Qu’attendriez-vous d’une telle société ? Que pourrait bien devenir une société dans laquelle le bien-être de tout un chacun ne dépend plus de son intelligence, de son ardeur au travail ou de sa capacité à prendre des risques mais de sa faculté à éluder l’impôt tout en réclamant des subsides publics ? Eh bien vous obtiendriez immanquablement une société divisée, la guerre de tous contre tous ; une société de la défiance, du ressentiment, de la lutte des classes, des races et des castes ; une société dans laquelle tout le monde s’efforce de vivre aux dépens de tout le monde ; une société, en somme, où la décence commune si chère à Orwell ne serait plus qu’indécence.

“L’État-providence est devenu une religion, la haute fonction publique est son clergé et nos politiciens – qui n’hésitent pas à pousser l’indécence jusqu’à refuser de participer eux-mêmes aux efforts qu’ils exigent de nous – en sont les prophètes.”

Pensez-vous que j’exagère ? Eh bien sortez un instant de nos frontières et comparez donc nos supposées vertus à celles de ces étrangers, proches ou lointains, que nous considérons avec tant de mépris condescendant. C’est l’exercice auquel se sont livrés deux de nos compatriotes, Yann Algan et Pierre Cahuc, qui ont publié il y a cinq ans de cela La société de la défiance (4) ou « comment le modèle social français s’autodétruit ». Les conclusions sont sans appel : en 60 ans, nous sommes devenus – et de loin – le peuple le plus méfiant, le moins civique et, sans surprise, le plus notoirement antilibéral du monde développé.

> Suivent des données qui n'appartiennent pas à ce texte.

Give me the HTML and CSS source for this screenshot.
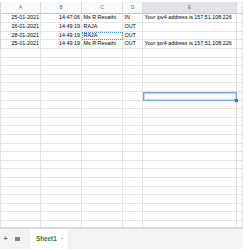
FILE: index.html
```html
<!DOCTYPE html>
<html>
<head>
<meta charset="utf-8">
<meta name="viewport" content="width=device-width,initial-scale=1"/>
<link rel="stylesheet" href="styles.css">
<title>Sheet1</title>
</head>
<body>
<div id="sheet">
  <div class="row head">
    <div class="cell gutter"></div>
    <div class="cell">A</div>
    <div class="cell">B</div>
    <div class="cell">C</div>
    <div class="cell">D</div>
    <div class="cell active">E</div>
    <div class="cell"></div>
  </div>
  <div class="row">
    <div class="cell gutter"></div>
    <div class="cell num">25-01-2021</div>
    <div class="cell num">14:47:06</div>
    <div class="cell">Ms R Revathi</div>
    <div class="cell">IN</div>
    <div class="cell">Your ipv4 address is 157.51.108.226</div>
    <div class="cell"></div>
  </div>
  <div class="row">
    <div class="cell gutter"></div>
    <div class="cell num">26-01-2021</div>
    <div class="cell num">14:49:19</div>
    <div class="cell">RAJA</div>
    <div class="cell">OUT</div>
    <div class="cell"></div>
    <div class="cell"></div>
  </div>
  <div class="row">
    <div class="cell gutter"></div>
    <div class="cell num">28-01-2021</div>
    <div class="cell num">14:49:19</div>
    <div class="cell copied">RAJA</div>
    <div class="cell">OUT</div>
    <div class="cell"></div>
    <div class="cell"></div>
  </div>
  <div class="row">
    <div class="cell gutter"></div>
    <div class="cell num">25-01-2021</div>
    <div class="cell num">14:49:19</div>
    <div class="cell">Ms R Revathi</div>
    <div class="cell">OUT</div>
    <div class="cell">Your ipv4 address is 157.51.108.226</div>
    <div class="cell"></div>
  </div>
  <div id="filler">
    <div class="col gutter"></div>
    <div class="col"></div>
    <div class="col"></div>
    <div class="col"></div>
    <div class="col"></div>
    <div class="col"></div>
    <div class="col"></div>
    <div id="picked"><span id="handle"></span></div>
  </div>
</div>
<div id="scroll"></div>
<div id="tabs">
  <span class="tool plus">+</span>
  <span class="tool list"><i></i><i></i><i></i></span>
  <div class="tab">Sheet1 <span class="caret"></span></div>
</div>
</body>
</html>
```
FILE: styles.css
```css
body{
    margin:0;
    padding:0;
    background:#fff;
    font-family:"Liberation Sans", Arial, sans-serif;
    overflow:hidden;
}
#sheet{
    padding-top:2px;
}
.row,#filler{
    display:grid;
    grid-template-columns:1px 40px 41px 41px 20px 94px 1fr;
}
.cell{
    box-sizing:border-box;
    height:8.6px;
    border-right:1px solid #e2e3e3;
    border-bottom:1px solid #e2e3e3;
    font-size:5.4px;
    line-height:7.6px;
    padding:0 1.5px;
    white-space:nowrap;
    overflow:hidden;
    color:#000;
}
.num{
    text-align:right;
    padding-right:1px;
}
.gutter{
    background:#d4d6d8;
    border:none;
    padding:0;
}
.head .cell{
    height:12.4px;
    background:#f8f9fa;
    border-bottom:1px solid #c4c7c5;
    border-right:1px solid #dcdcdc;
    color:#5f6368;
    font-size:4.5px;
    line-height:11.4px;
    text-align:center;
}
.head .gutter{
    background:#d4d6d8;
    border:none;
}
.head .active{
    background:#e1e3e6;
}
.copied{
    outline:1px dotted #4a8af0;
    outline-offset:-1px;
}
#filler{
    position:relative;
    height:178.2px;
    background:repeating-linear-gradient(to bottom, transparent 0, transparent 7.6px, #e2e3e3 7.6px, #e2e3e3 8.6px);
}
.col{
    border-right:1px solid #e2e3e3;
}
#picked{
    position:absolute;
    left:143px;
    top:43px;
    width:94px;
    height:8.8px;
    box-sizing:border-box;
    border:1px solid #6fa3f3;
    box-shadow:inset 0 0 0 1px #c3d8fb;
}
#handle{
    position:absolute;
    right:-2px;
    bottom:-2px;
    width:3px;
    height:3px;
    background:#1a73e8;
}
#scroll{
    height:2px;
    background:#d8dadc;
}
#tabs{
    display:flex;
    align-items:stretch;
    height:20px;
    background:#f1f3f4;
    padding-left:3px;
}
.tool{
    display:flex;
    align-items:center;
    justify-content:center;
    width:5px;
    color:#6b6e72;
    font-size:7px;
    font-weight:700;
}
.plus{
    margin-right:7px;
}
.list{
    flex-direction:column;
    gap:0.6px;
    width:5px;
}
.list i{
    display:block;
    width:5px;
    height:1.2px;
    background:#80868b;
}
.tab{
    margin-left:10px;
    width:38px;
    background:#fff;
    color:#188038;
    font-size:6.3px;
    font-weight:700;
    display:flex;
    align-items:center;
    padding-left:6px;
    box-sizing:border-box;
    box-shadow:0 0 1px #c0c0c0;
}
.caret{
    margin-left:4px;
    width:0;
    height:0;
    border-left:1.5px solid transparent;
    border-right:1.5px solid transparent;
    border-top:1.5px solid #5f6368;
}
```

Tenez par exemple : lorsqu’on nous demande notre avis sur la fraude fiscale, nous ne sommes que 48% à juger qu’elle n’est « jamais justifiable ». C’est, sur la base des données des World Values Survey [5], le chiffre le plus faible au sein des pays développés – 58% de nos voisins britanniques condamnent les tricheurs, les japonais sont 83%. Mieux encore : nous ne sommes que 42% à condamner la fraude aux aides sociales ; là encore, c’est un record : aux Royaume-Uni, ils sont 64% et ce chiffre monte jusqu’à 80% aux Pays-Bas ! La triste réalité, c’est que Bastiat avait vu juste : nous sommes devenus les champions de l’indécence commune.

Et maintenant que notre fameux modèle social s’effondre sous le poids de ses propres vices, voilà que les ligues de vertu disputent la charogne aux adeptes du relativisme. Et que nous proposent-ils ces braves gens ? Plus d’État, plus de redistribution, plus de lois : le déni français poussé jusqu’à l’absurde. L’État-providence est devenu une religion, la haute fonction publique est son clergé et nos politiciens – qui n’hésitent pas à pousser l’indécence jusqu’à refuser de participer eux-mêmes aux efforts qu’ils exigent de nous – en sont les prophètes. S’il vivait encore, Voltaire aurait sans doute conclu : « Écrasez l’infâme ».

> le blog de Georges Kaplan

1. Député des Landes.
2. Frédéric Bastiat, L’État, paru dans le Journal des Débats le 25 septembre 1848 en réaction à la publication du Manifeste Montagnard.
3. Frédéric Bastiat, Harmonies Économiques (1848-1850), chap.XIV.
4. Yann Algan et Pierre Cahuc, La société de défiance (2007).
5. Disponibles sur le site des WVS.

Lire aussi :
> Exception culturelle et moralité
> Libertariens donc conservateurs ? Conservateurs donc libertariens ?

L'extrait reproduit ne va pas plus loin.